STO features a player run stock market called the Dilithium Exchange where gamers trade premium item purchasing C-Points for the rare in-game Dilithium currency. Just like any other capitalist market, the prices Dilithium Exchange fluctuate with supply and demand. When Cryptic gave away free starships for its birthday celebration the C-Point to Dilithium price crashed to 1:165 as players traded in points for Dilithium to purchase gear and officers for their new ships. The following promotion introduced a Lock Box full of mystery goodies that needed a key purchased with C-Points to open. The exchange rate bounced back up to 1:220.

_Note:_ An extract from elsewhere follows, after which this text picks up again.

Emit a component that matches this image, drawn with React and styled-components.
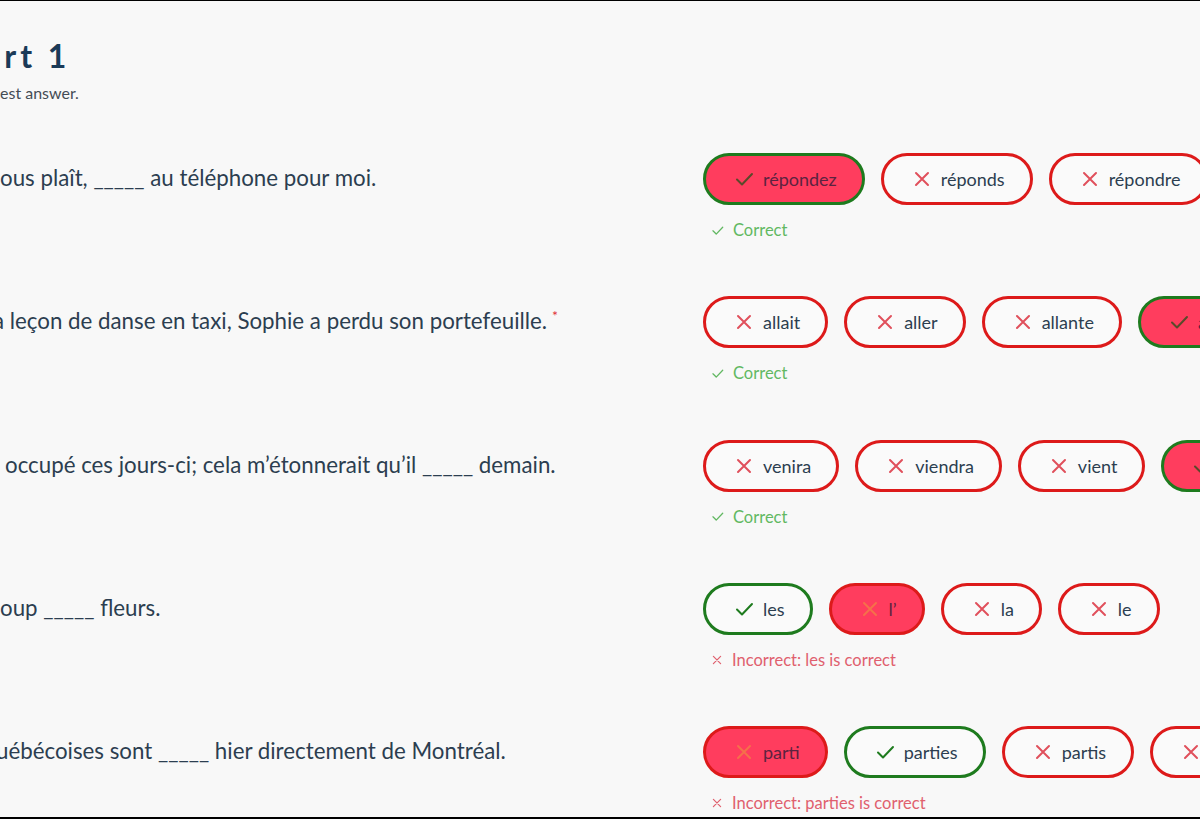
import React from 'react';
import styled, { createGlobalStyle } from 'styled-components';

const GlobalStyle = createGlobalStyle`
  html, body {
    margin: 0;
    padding: 0;
    background: #f8f8f8;
    overflow: hidden;
  }
  * { box-sizing: border-box; }
`;

// Styled Components
const Frame = styled.div`
  width: 1200px;
  height: 819px;
  border-top: 1px solid #000;
  border-bottom: 2px solid #000;
  background: #f8f8f8;
  overflow: hidden;
  font-family: Lato, 'Noto Sans', sans-serif;
  color: #2c3e50;
`;

const Header = styled.header`
  padding-top: 36px;
  height: 152px;
`;

const Title = styled.h1`
  margin: 0 0 0 -16px;
  font-size: 32px;
  line-height: 38px;
  font-weight: 700;
  letter-spacing: 4px;
  color: #1b3a57;
  white-space: nowrap;
`;

const Subtitle = styled.p`
  margin: 8px 0 0 0;
  font-size: 16px;
  line-height: 20px;
  color: #444c55;
  white-space: nowrap;
`;

const QuestionList = styled.div`
  display: grid;
  grid-auto-rows: 143.3px;
`;

const QuestionRow = styled.div`
  display: grid;
  grid-template-columns: 703px 497px;
  align-items: start;
`;

const QuestionText = styled.div`
  margin-left: ${(p) => p.$shift || 0}px;
  font-size: 22.3px;
  line-height: 50px;
  color: #2c3e50;
  white-space: nowrap;
`;

const Required = styled.span`
  position: relative;
  top: -8px;
  color: #e0303a;
  font-size: 14px;
  margin-left: 5px;
`;

const AnswerArea = styled.div`
  display: flex;
  flex-direction: column;
  min-width: 0;
`;

const Options = styled.div`
  display: flex;
  gap: 16px;
  flex-wrap: nowrap;
`;

const Pill = styled.button`
  flex: none;
  display: flex;
  align-items: center;
  gap: 9px;
  height: 52px;
  padding: 0 25px 0 28px;
  border-radius: 26px;
  border: 3px solid ${(p) => (p.$correct ? '#1e7b1e' : '#dd1a1a')};
  background: ${(p) => (p.$selected ? '#ff3d5e' : '#fafafa')};
  color: ${(p) => (p.$selected ? '#5c2340' : '#2c3e50')};
  font-family: Lato, 'Noto Sans', sans-serif;
  font-size: 18px;
  white-space: nowrap;
  cursor: pointer;
`;

const Feedback = styled.div`
  display: flex;
  align-items: center;
  gap: 9px;
  margin: 15px 0 0 8px;
  font-size: 16.5px;
  line-height: 20px;
  color: ${(p) => (p.$ok ? '#62b862' : '#e0606e')};
`;

const CheckIcon = ({ color, size = 20 }) => (
  <svg width={size} height={size} viewBox="0 0 20 20" fill="none">
    <path d="M3 10.5l5 5L18 5" stroke={color} strokeWidth="2" strokeLinecap="round" strokeLinejoin="round" />
  </svg>
);

const XIcon = ({ color, size = 20 }) => (
  <svg width={size} height={size} viewBox="0 0 20 20" fill="none">
    <path d="M4 4l12 12M16 4L4 16" stroke={color} strokeWidth="2" strokeLinecap="round" />
  </svg>
);

const questions = [
  {
    text: 'ous plaît, _____ au téléphone pour moi.',
    options: [
      { label: 'répondez', correct: true, selected: true },
      { label: 'réponds' },
      { label: 'répondre' },
    ],
    answer: 'répondez',
  },
  {
    text: 'a leçon de danse en taxi, Sophie a perdu son portefeuille.',
    shift: -7,
    required: true,
    options: [
      { label: 'allait' },
      { label: 'aller' },
      { label: 'allante' },
      { label: 'allant', correct: true, selected: true },
    ],
    answer: 'allant',
  },
  {
    text: 'occupé ces jours-ci; cela m’étonnerait qu’il _____ demain.',
    shift: 5,
    options: [
      { label: 'venira' },
      { label: 'viendra' },
      { label: 'vient' },
      { label: 'vienne', correct: true, selected: true },
    ],
    answer: 'vienne',
  },
  {
    text: 'oup _____ fleurs.',
    options: [
      { label: 'les', correct: true },
      { label: 'l’', selected: true },
      { label: 'la' },
      { label: 'le' },
    ],
    answer: 'les',
  },
  {
    text: 'uébécoises sont _____ hier directement de Montréal.',
    shift: -4,
    options: [
      { label: 'parti', selected: true },
      { label: 'parties', correct: true },
      { label: 'partis' },
      { label: 'partie' },
    ],
    answer: 'parties',
  },
];

function OptionIcon({ correct, selected }) {
  if (correct) return <CheckIcon color={selected ? '#5a4a2a' : '#1e7b1e'} />;
  return <XIcon color={selected ? '#f5704a' : '#e0505c'} />;
}

function Question({ q }) {
  const picked = q.options.find((o) => o.selected);
  const ok = picked && picked.correct;
  return (
    <QuestionRow>
      <QuestionText $shift={q.shift}>
        {q.text}
        {q.required && <Required>*</Required>}
      </QuestionText>
      <AnswerArea>
        <Options>
          {q.options.map((o) => (
            <Pill key={o.label} $correct={o.correct} $selected={o.selected}>
              <OptionIcon correct={o.correct} selected={o.selected} />
              {o.label}
            </Pill>
          ))}
        </Options>
        <Feedback $ok={ok}>
          {ok ? <CheckIcon color="#62b862" size={13} /> : <XIcon color="#e0606e" size={12} />}
          {ok ? 'Correct' : `Incorrect: ${q.answer} is correct`}
        </Feedback>
      </AnswerArea>
    </QuestionRow>
  );
}

export default function App() {
  return (
    <>
      <GlobalStyle />
      <Frame>
        <Header>
          <Title>art 1</Title>
          <Subtitle>est answer.</Subtitle>
        </Header>
        <QuestionList>
          {questions.map((q, i) => (
            <Question key={i} q={q} />
          ))}
        </QuestionList>
      </Frame>
    </>
  );
}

But does it work? Fascinated by the concept of a player run economy that potentially pays out in free DLC, I attempted an experiment: Could I gather enough Dilithium and play the market to score one of the most expensive pieces of downloadable content available in the game without paying one red cent in a reasonable amount of time. Checking the C-Store, I set my sights on the Guramba Siege Destroyer priced at 2,000 C-Points ($25), one of the most expensive starships currently offered.
Playing both Dilithium rewarding missions and Star Trek Stock Tycoon, I succeeded in less than two months of playing three or four hours on most nights, mostly thanks to a sudden swing in the market that offset earlier mistakes learning the systems. Even better, the variety of missions offering Dilithium rewards kept the full breadth of STO’s gameplay styles open the whole time preventing the treadmill from ever feeling like a grind. I also found the experience of being a Star Trek day trader rather entertaining in its own right.
Star Trek Online’s system truly delivers on a free-to-play promise to players. Heck, it pays better than indie blogging and generates less spam! As a business model… Well, we’ll just have to see how Cryptic and Perfect World fares but considering Perfect World’s success with the free-to-play model thus far, they must know what they’re doing.